DATA ENTRIES:

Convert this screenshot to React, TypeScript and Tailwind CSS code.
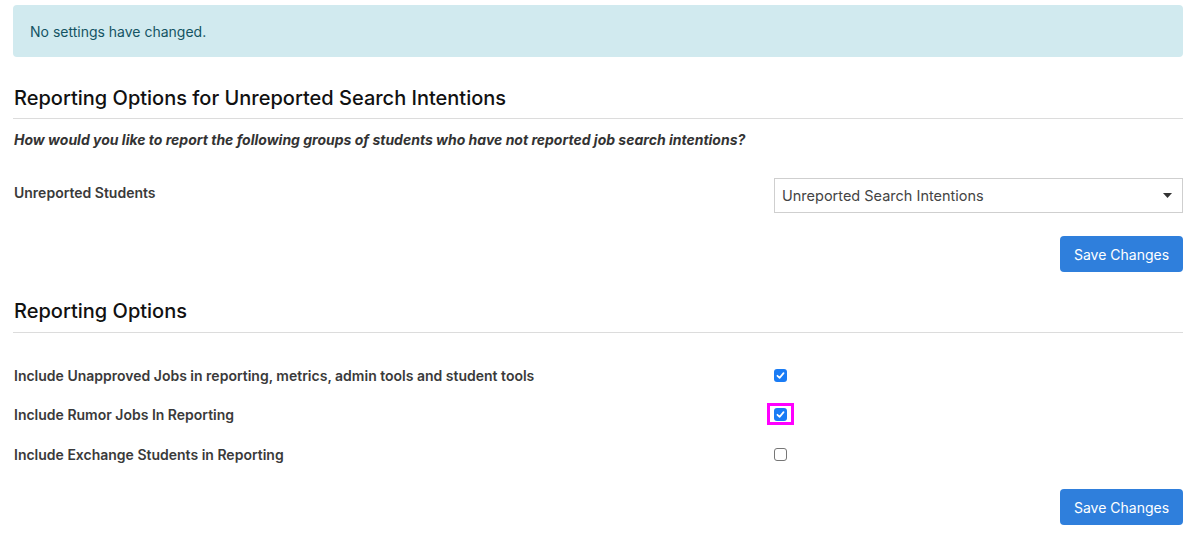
import React from "react";

function Check({ checked, focus }: { checked: boolean; focus?: boolean }) {
  return (
    <span className="relative inline-flex">
      {checked ? (
        <span className="flex h-[13px] w-[13px] items-center justify-center rounded-[3px] bg-[#1a7cf5]">
          <svg width="9" height="9" viewBox="0 0 10 10">
            <path d="M1.6 5.3 L4 7.6 L8.4 2.4" fill="none" stroke="#fff" strokeWidth="1.9" strokeLinecap="round" strokeLinejoin="round" />
          </svg>
        </span>
      ) : (
        <span className="block h-[13px] w-[13px] rounded-[3px] border border-[#767676] bg-white" />
      )}
      {focus && (
        <span className="absolute left-[-7px] top-[-5px] h-[22px] w-[27px] border-[3px] border-[#ff00ff]" />
      )}
    </span>
  );
}

function SaveButton() {
  return (
    <div className="flex justify-end">
      <button className="h-[36px] w-[123px] rounded-[4px] bg-[#2f7fdc] text-[14px] text-white">
        Save Changes
      </button>
    </div>
  );
}

export default function App() {
  return (
    <div
      className="min-h-[542px] bg-white pl-[13px] pr-[21px] pt-[5px] text-[14px]"
      style={{ fontFamily: "Inter, 'Noto Sans', sans-serif" }}
    >
      <div className="flex h-[52px] items-center rounded-[4px] bg-[#d1eaef] pl-[17px] text-[14px] text-[#145463]">
        No settings have changed.
      </div>

      <h2 className="mt-[28px] pl-[1px] text-[20px] font-medium leading-[26px] text-[#111]">
        Reporting Options for Unreported Search Intentions
      </h2>
      <div className="mt-[7px] h-px bg-[#dcdcdc]" />
      <p className="mt-[11px] pl-[1px] text-[14px] font-bold italic leading-[20px] text-[#333]">
        How would you like to report the following groups of students who have not reported job search intentions?
      </p>

      <div className="mt-[28px] flex items-start">
        <div className="w-[761px] pl-[1px] pt-[4px] text-[14px] font-semibold text-[#3a3a3a]">
          Unreported Students
        </div>
        <div className="flex h-[35px] flex-1 items-center justify-between border border-[#cfcfcf] bg-white pl-[7px] pr-[10px] text-[14.5px] text-[#444]">
          <span>Unreported Search Intentions</span>
          <svg width="9" height="5" viewBox="0 0 9 5">
            <path d="M0 0 H9 L4.5 5 Z" fill="#333" />
          </svg>
        </div>
      </div>

      <div className="mt-[23px]">
        <SaveButton />
      </div>

      <h2 className="mt-[26px] pl-[1px] text-[20px] font-medium leading-[26px] text-[#111]">
        Reporting Options
      </h2>
      <div className="mt-[8px] h-px bg-[#dcdcdc]" />

      <div className="mt-[32px] flex flex-col gap-[19.5px]">
        {[
          { label: "Include Unapproved Jobs in reporting, metrics, admin tools and student tools", checked: true },
          { label: "Include Rumor Jobs In Reporting", checked: true, focus: true },
          { label: "Include Exchange Students in Reporting", checked: false },
        ].map((r) => (
          <div key={r.label} className="flex h-[20px] items-center">
            <div className="w-[761px] pl-[1px] text-[14px] font-semibold text-[#3a3a3a]">{r.label}</div>
            <Check checked={r.checked} focus={r.focus} />
          </div>
        ))}
      </div>

      <div className="mt-[25px]">
        <SaveButton />
      </div>
    </div>
  );
}
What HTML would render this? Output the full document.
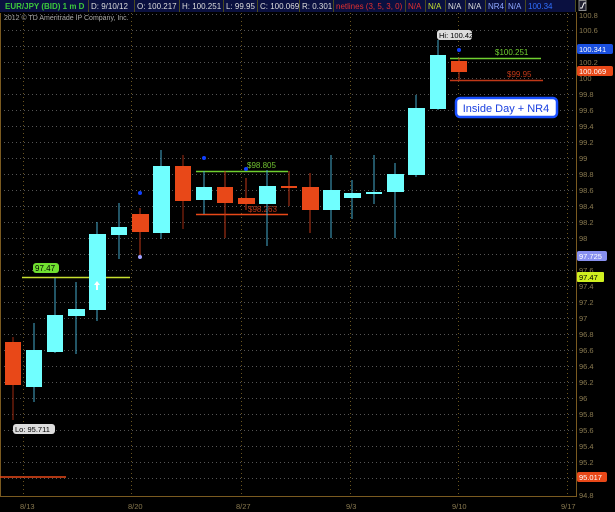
<!DOCTYPE html>
<html><head><meta charset="utf-8"><style>
html,body{margin:0;padding:0;background:#000;width:615px;height:512px;overflow:hidden;font-family:"Liberation Sans",sans-serif}
</style></head><body>
<svg width="615" height="512" xmlns="http://www.w3.org/2000/svg" font-family="Liberation Sans, sans-serif">
<rect width="615" height="512" fill="#000"/>
<!-- header -->
<rect x="0" y="0" width="576" height="12" fill="#0a1040"/>
<g stroke="#4a4a20" stroke-width="1">
<line x1="88.5" y1="0" x2="88.5" y2="12"/><line x1="134.5" y1="0" x2="134.5" y2="12"/><line x1="179.5" y1="0" x2="179.5" y2="12"/><line x1="223.5" y1="0" x2="223.5" y2="12"/><line x1="257.5" y1="0" x2="257.5" y2="12"/><line x1="299.5" y1="0" x2="299.5" y2="12"/><line x1="333.5" y1="0" x2="333.5" y2="12"/><line x1="405.5" y1="0" x2="405.5" y2="12"/><line x1="425.5" y1="0" x2="425.5" y2="12"/><line x1="445.5" y1="0" x2="445.5" y2="12"/><line x1="465.5" y1="0" x2="465.5" y2="12"/><line x1="485.5" y1="0" x2="485.5" y2="12"/><line x1="505.5" y1="0" x2="505.5" y2="12"/><line x1="525.5" y1="0" x2="525.5" y2="12"/><line x1="575.5" y1="0" x2="575.5" y2="12"/>
</g>
<g font-size="8" y="9">
<text x="5" y="9" fill="#3cc83c" font-weight="bold">EUR/JPY (BID) 1 m D</text>
<text x="91" y="9" fill="#ddd">D: 9/10/12</text>
<text x="137" y="9" fill="#ddd">O: 100.217</text>
<text x="182" y="9" fill="#ddd">H: 100.251</text>
<text x="226" y="9" fill="#ddd">L: 99.95</text>
<text x="260" y="9" fill="#ddd">C: 100.069</text>
<text x="302" y="9" fill="#ddd">R: 0.301</text>
<text x="336" y="9" fill="#e03030">netlines (3, 5, 3, 0)</text>
<text x="408" y="9" fill="#e03030">N/A</text>
<text x="428" y="9" fill="#c8e030">N/A</text>
<text x="448" y="9" fill="#ddd">N/A</text>
<text x="468" y="9" fill="#ddd">N/A</text>
<text x="488" y="9" fill="#8fa8ff">NR4</text>
<text x="508" y="9" fill="#8fa8ff">N/A</text>
<text x="528" y="9" fill="#3070ff">100.34</text>
</g>
<rect x="579" y="0.5" width="7" height="10" fill="#223" stroke="#888"/>
<path d="M580 8 L582 8 L584 3 L586 3" stroke="#fff" fill="none"/>
<text x="4" y="20" font-size="7" fill="#aaa">2012 © TD Ameritrade IP Company, Inc.</text>
<!-- grid -->
<g stroke="#555" stroke-width="1" stroke-dasharray="1,3">
<line x1="0" y1="14.5" x2="576" y2="14.5"/><line x1="0" y1="30.5" x2="576" y2="30.5"/><line x1="0" y1="46.5" x2="576" y2="46.5"/><line x1="0" y1="62.5" x2="576" y2="62.5"/><line x1="0" y1="78.5" x2="576" y2="78.5"/><line x1="0" y1="94.5" x2="576" y2="94.5"/><line x1="0" y1="110.5" x2="576" y2="110.5"/><line x1="0" y1="126.5" x2="576" y2="126.5"/><line x1="0" y1="142.5" x2="576" y2="142.5"/><line x1="0" y1="158.5" x2="576" y2="158.5"/><line x1="0" y1="174.5" x2="576" y2="174.5"/><line x1="0" y1="190.5" x2="576" y2="190.5"/><line x1="0" y1="206.5" x2="576" y2="206.5"/><line x1="0" y1="222.5" x2="576" y2="222.5"/><line x1="0" y1="238.5" x2="576" y2="238.5"/><line x1="0" y1="254.5" x2="576" y2="254.5"/><line x1="0" y1="270.5" x2="576" y2="270.5"/><line x1="0" y1="286.5" x2="576" y2="286.5"/><line x1="0" y1="302.5" x2="576" y2="302.5"/><line x1="0" y1="318.5" x2="576" y2="318.5"/><line x1="0" y1="334.5" x2="576" y2="334.5"/><line x1="0" y1="350.5" x2="576" y2="350.5"/><line x1="0" y1="366.5" x2="576" y2="366.5"/><line x1="0" y1="382.5" x2="576" y2="382.5"/><line x1="0" y1="398.5" x2="576" y2="398.5"/><line x1="0" y1="414.5" x2="576" y2="414.5"/><line x1="0" y1="430.5" x2="576" y2="430.5"/><line x1="0" y1="446.5" x2="576" y2="446.5"/><line x1="0" y1="462.5" x2="576" y2="462.5"/><line x1="0" y1="478.5" x2="576" y2="478.5"/>
</g>
<g stroke="#6a5520" stroke-width="1" stroke-dasharray="1,3">
<line x1="23.5" y1="13" x2="23.5" y2="496"/><line x1="131.5" y1="13" x2="131.5" y2="496"/><line x1="241.5" y1="13" x2="241.5" y2="496"/><line x1="350.5" y1="13" x2="350.5" y2="496"/><line x1="458.5" y1="13" x2="458.5" y2="496"/><line x1="567.5" y1="13" x2="567.5" y2="496"/>
</g>
<!-- axes -->
<line x1="576.5" y1="12" x2="576.5" y2="497" stroke="#7a5a20"/>
<line x1="0" y1="496.5" x2="577" y2="496.5" stroke="#7a5a20"/>
<line x1="0.5" y1="13" x2="0.5" y2="497" stroke="#7a5a20"/>
<g font-size="7.5" fill="#8a7a50">
<text x="579" y="33">100.6</text><text x="579" y="49">100.4</text><text x="579" y="65">100.2</text><text x="579" y="81">100</text><text x="579" y="97">99.8</text><text x="579" y="113">99.6</text><text x="579" y="129">99.4</text><text x="579" y="145">99.2</text><text x="579" y="161">99</text><text x="579" y="177">98.8</text><text x="579" y="193">98.6</text><text x="579" y="209">98.4</text><text x="579" y="225">98.2</text><text x="579" y="241">98</text><text x="579" y="257">97.8</text><text x="579" y="273">97.6</text><text x="579" y="289">97.4</text><text x="579" y="305">97.2</text><text x="579" y="321">97</text><text x="579" y="337">96.8</text><text x="579" y="353">96.6</text><text x="579" y="369">96.4</text><text x="579" y="385">96.2</text><text x="579" y="401">96</text><text x="579" y="417">95.8</text><text x="579" y="433">95.6</text><text x="579" y="449">95.4</text><text x="579" y="465">95.2</text><text x="579" y="498">94.8</text><text x="579" y="18">100.8</text>
<text x="20" y="509">8/13</text><text x="128" y="509">8/20</text><text x="236" y="509">8/27</text><text x="346" y="509">9/3</text><text x="452" y="509">9/10</text><text x="561" y="509">9/17</text>
</g>
<!-- price tags -->
<rect x="577" y="44" width="36" height="10" rx="2" fill="#1a50e0"/><text x="579" y="52" font-size="7.5" fill="#fff">100.341</text>
<rect x="577" y="66" width="36" height="10" rx="2" fill="#e84818"/><text x="579" y="74" font-size="7.5" fill="#fff">100.069</text>
<rect x="577" y="251" width="30" height="10" rx="2" fill="#8890f0"/><text x="579" y="259" font-size="7.5" fill="#fff">97.725</text>
<rect x="577" y="272" width="27" height="10" rx="1" fill="#d0f020"/><text x="579" y="280" font-size="7.5" fill="#000">97.47</text>
<rect x="577" y="472" width="30" height="10" rx="2" fill="#e84818"/><text x="579" y="480" font-size="7.5" fill="#fff">95.017</text>
<line x1="0" y1="477" x2="66" y2="477" stroke="#e84818" stroke-width="1.5"/>
<!-- lines -->
<line x1="22" y1="277.5" x2="130" y2="277.5" stroke="#c8e030" stroke-width="1.5"/>
<rect x="33" y="263" width="26" height="10" rx="3" fill="#70e030"/><text x="35" y="271" font-size="8" fill="#000">97.47</text>
<line x1="196" y1="171.5" x2="288" y2="171.5" stroke="#70d030" stroke-width="1.5"/>
<text x="247" y="168" font-size="8" fill="#70c030">$98.805</text>
<line x1="196" y1="214.5" x2="288" y2="214.5" stroke="#e84818" stroke-width="1.5"/>
<text x="248" y="212" font-size="8" fill="#c03818">$98.263</text>
<line x1="450" y1="58.5" x2="541" y2="58.5" stroke="#70d030" stroke-width="1.5"/>
<text x="495" y="55" font-size="8" fill="#70d030">$100.251</text>
<line x1="450" y1="80.5" x2="543" y2="80.5" stroke="#c03818" stroke-width="1.5"/>
<text x="507" y="77" font-size="8" fill="#c03818">$99.95</text>
<!-- candles -->
<g stroke-width="1">
<line x1="13" y1="337" x2="13" y2="420" stroke="#a02a10"/><rect x="5" y="342" width="16" height="43" fill="#e84818"/>
<line x1="34" y1="323" x2="34" y2="402" stroke="#4ac"/><rect x="26" y="350" width="16" height="37" fill="#70ffff"/>
<line x1="55" y1="278" x2="55" y2="353" stroke="#4ac"/><rect x="47" y="315" width="16" height="37" fill="#70ffff"/>
<line x1="76" y1="282" x2="76" y2="354" stroke="#4ac"/><rect x="68" y="309" width="17" height="7" fill="#70ffff"/>
<line x1="97" y1="222" x2="97" y2="321" stroke="#4ac"/><rect x="89" y="234" width="17" height="76" fill="#70ffff"/>
<line x1="119" y1="203" x2="119" y2="259" stroke="#4ac"/><rect x="111" y="227" width="16" height="8" fill="#70ffff"/>
<line x1="140" y1="208" x2="140" y2="256" stroke="#c03818"/><rect x="132" y="214" width="17" height="18" fill="#e84818"/>
<line x1="161" y1="150" x2="161" y2="239" stroke="#4ac"/><rect x="153" y="166" width="17" height="67" fill="#70ffff"/>
<line x1="183" y1="155" x2="183" y2="229" stroke="#a02a10"/><rect x="175" y="166" width="16" height="35" fill="#e84818"/>
<line x1="204" y1="171" x2="204" y2="214" stroke="#4ac"/><rect x="196" y="187" width="16" height="13" fill="#70ffff"/>
<line x1="225" y1="171" x2="225" y2="238" stroke="#c03818"/><rect x="217" y="187" width="16" height="16" fill="#e84818"/>
<line x1="246" y1="178" x2="246" y2="210" stroke="#c03818"/><rect x="238" y="198" width="17" height="6" fill="#e84818"/>
<line x1="267" y1="170" x2="267" y2="246" stroke="#4ac"/><rect x="259" y="186" width="17" height="18" fill="#70ffff"/>
<line x1="289" y1="171" x2="289" y2="206" stroke="#c03818"/><rect x="281" y="186" width="16" height="2" fill="#e84818"/>
<line x1="310" y1="173" x2="310" y2="233" stroke="#c03818"/><rect x="302" y="187" width="17" height="23" fill="#e84818"/>
<line x1="331" y1="155" x2="331" y2="238" stroke="#4ac"/><rect x="323" y="190" width="17" height="20" fill="#70ffff"/>
<line x1="352" y1="180" x2="352" y2="219" stroke="#4ac"/><rect x="344" y="193" width="17" height="5" fill="#70ffff"/>
<line x1="374" y1="155" x2="374" y2="204" stroke="#4ac"/><rect x="366" y="192" width="16" height="2" fill="#70ffff"/>
<line x1="395" y1="163" x2="395" y2="238" stroke="#4ac"/><rect x="387" y="174" width="17" height="18" fill="#70ffff"/>
<line x1="416" y1="95" x2="416" y2="177" stroke="#4ac"/><rect x="408" y="108" width="17" height="67" fill="#70ffff"/>
<line x1="438" y1="40" x2="438" y2="110" stroke="#4ac"/><rect x="430" y="55" width="16" height="54" fill="#70ffff"/>
<line x1="459" y1="58" x2="459" y2="81" stroke="#c03818"/><rect x="451" y="61" width="16" height="11" fill="#e84818"/>
</g>
<path d="M97 281 L100 285 L98 285 L98 290 L96 290 L96 285 L94 285 Z" fill="#fff"/>
<circle cx="140" cy="193" r="2" fill="#1040ff"/><circle cx="140" cy="257" r="2" fill="#a0a0ff"/>
<circle cx="204" cy="158" r="2" fill="#1040ff"/><circle cx="246" cy="169" r="2" fill="#1040ff"/><circle cx="459" cy="50" r="2" fill="#1040ff"/>
<!-- callouts -->
<rect x="437" y="30" width="35" height="10" rx="3" fill="#ddd"/><text x="439" y="38" font-size="7.5" fill="#000">Hi: 100.422</text>
<rect x="13" y="424" width="42" height="10" rx="3" fill="#ddd"/><text x="15" y="432" font-size="7.5" fill="#000">Lo: 95.711</text>
<rect x="456" y="98" width="101" height="19" rx="4" fill="#fff" stroke="#1a50ff" stroke-width="2.5"/>
<text x="506" y="112" font-size="11" fill="#1a40e0" text-anchor="middle">Inside Day + NR4</text>
</svg>
</body></html>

CHALLENGE:
Pictures excluded, repeat exactly the lines from the top of the material through the line with "import React from", including both of those lines.

EXERCISE OUTPUT:
Convert this screenshot to React, TypeScript and Tailwind CSS code.
import React from "react";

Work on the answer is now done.